You’ve made good progress. The issues you are facing now are why I would have roughed out the design in Fusion 360 first, but there are tools in Lightburn that you can use. First, you have the arrow keys. The arrow keys, arrow+ctrl keys, shift+arrow keys, and the ctrl+shift+arrow keys all move precise but different distances. If I’m eyeballing things, I’ll often use some combination of these keys, and count the number of each, repeating the same numbers with each set I’m moving. You can set the distances for each of these keys in settings:
Circles as well as groups of objects snap to lines, so another technique is to use reference lines. For example, in your drawing, you could create a new hexagon by offsetting the inner hexagon by a half the amount of the larger hexagon. Then you can use this middle hexagon as reference for sets of circles, then delete the hexagon after the circles are placed.
Another technique is to edit the position directly. Lightburn has a duplicate command (ctrl+d or right click) that places the new copy directly over the old copy. Then you can just edit the X and or Y position to move a precise location for the duplicate:
Another way to approach the problem is to set the grid so that the snap points work where you need them to. Making your critical objects some multiple of your grid height and aligned with the grid regardless of the final height of your object. You can always do a scaling at the end of the drawing.

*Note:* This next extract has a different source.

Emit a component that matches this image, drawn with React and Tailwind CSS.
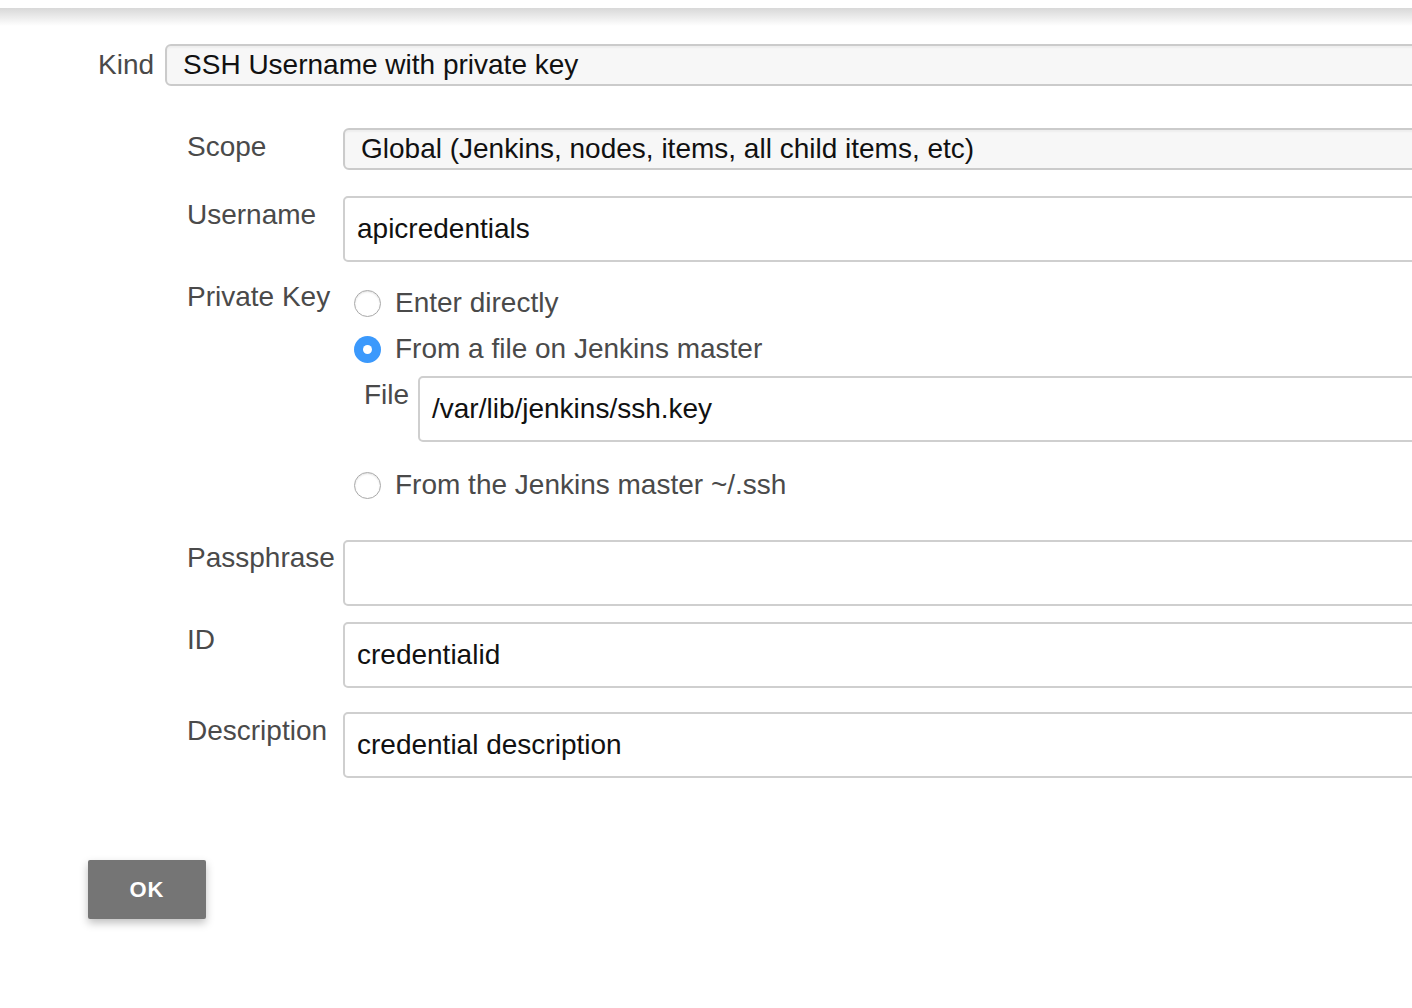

The last method is a bit difficult and longwinded to explain, so I’ll give you the elements, and if you need this technique and cannot figure it out, I can make another post. On the Cuts/Layers panel, you can turn on/off (Show) lines by color. When you duplicate something, the duplicate, and not the original is selected. You can use a master copy of the hexagon (in a different color) with the holes placed and use a combination of grouping/ungrouping, alignment, duplication with an immediate color change, plus hiding and showing to apply elements of a master at various places.
As for your editing/deleting lines segments, you need to select the object and then go into node editing mode. In that mode, if you hover over a line segment, the ‘d’ key will delete that segment. In the beginning, I was going back to the reference to figure out the keys for the node editor until I figured out that, when I hover over the node editor icon, there is a flyout menu. My clipper won’t capture flyout menus, so here is a photo.
PS: The Bills won! I just watched the highlights, not the actual game, but it wasn’t looking good when NE scored on the opening kickoff.